Gretzky isn’t “like everyone else.” […H]e is easily the NHL’s most important figure of the past 30 years. […] He took the Los Angeles Kings to a Stanley Cup finals and proved hockey could work in U.S. Sun Belt states. He put together the 2002 Olympic squad that won Canada’s first men’s hockey gold medal in 50 years.

Yet some of the same owners — who saw their pockets lined and franchise values lifted by the sheer magnetism of Gretzky’s game and crossover appeal and tireless promotion of the sport — now don’t want to do the right thing by one of the classiest superstars they’ve ever had?
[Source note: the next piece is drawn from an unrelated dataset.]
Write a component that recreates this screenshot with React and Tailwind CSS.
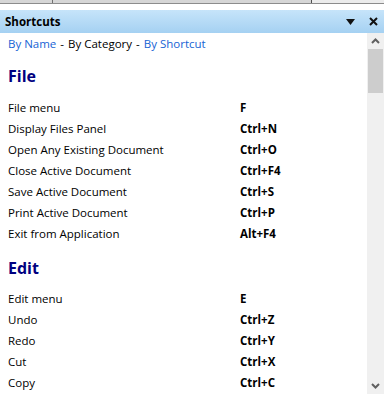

Reminds me of how a different NHL group treated another ambassador. From Wikipedia:

Bobby Orr – Wikipedia, the free encyclopedia
Orr was also involved in the 1991 lawsuit of retired NHL players against the NHL over its control of the players’ pension fund.[108] Eagleson was involved there too, arranging for the players to give up a seat on the trusteeship of the pension fund in 1969 to gain the acceptance of the NHLPA with the NHL owners. Orr and ex-Bruin Dave Forbes discussed the law suit with the sports newspaper The National. Orr: “Our money is being used to pay pensions for current players”.[109] The NHL’s response was to file a notice of libel and slander against Orr and Forbes.[109] Carl Brewer defended Orr in a letter to then-NHL president John Ziegler: “It is regrettable that the NHL and the member clubs would resort to such treatment of one of our game’s icons, Bobby Orr.

Back to ESPN/Gretzky:

[…] Dave Checketts, the current St. Louis Blues chairman and former chief executive of the New York Rangers, admitted he tried to make a case for honoring Gretzky’s Phoenix contract at a league executive meeting he participated in 2009. “There was some discussion, in terms of the league taking over the Coyotes franchise, about what they actually owed Wayne because, look, in a traditional bankruptcy the guys who are owed money are out of luck, basically,” Checketts said. “[…]He has always been a great ambassador for the NHL. He’s the biggest name the league has ever had. I think we have to do everything we have to do to make him whole in this deal. “‘It would be different if we were selling this team to some Mr. X. But we’re selling it to the NHL, and I think we have an obligation to do right by him.'” […] NHL deputy commissioner Bill Daly, responding to several questions via email Wednesday, wrote: “Any decision to pay Mr. Gretzky directly by the League would be ex gratia” — which means done with a sense of moral obligation, rather than a legal requirement — “and would be a decision made by the full board of governors.”

[…] Gretzky has repeatedly refused to publicly acknowledge that he’s angry or bitter about the NHL’s position. His typical public response is that he has been enjoying his time away from the game with his family and “Everything I have in my life, I owe to hockey and to the National Hockey League.”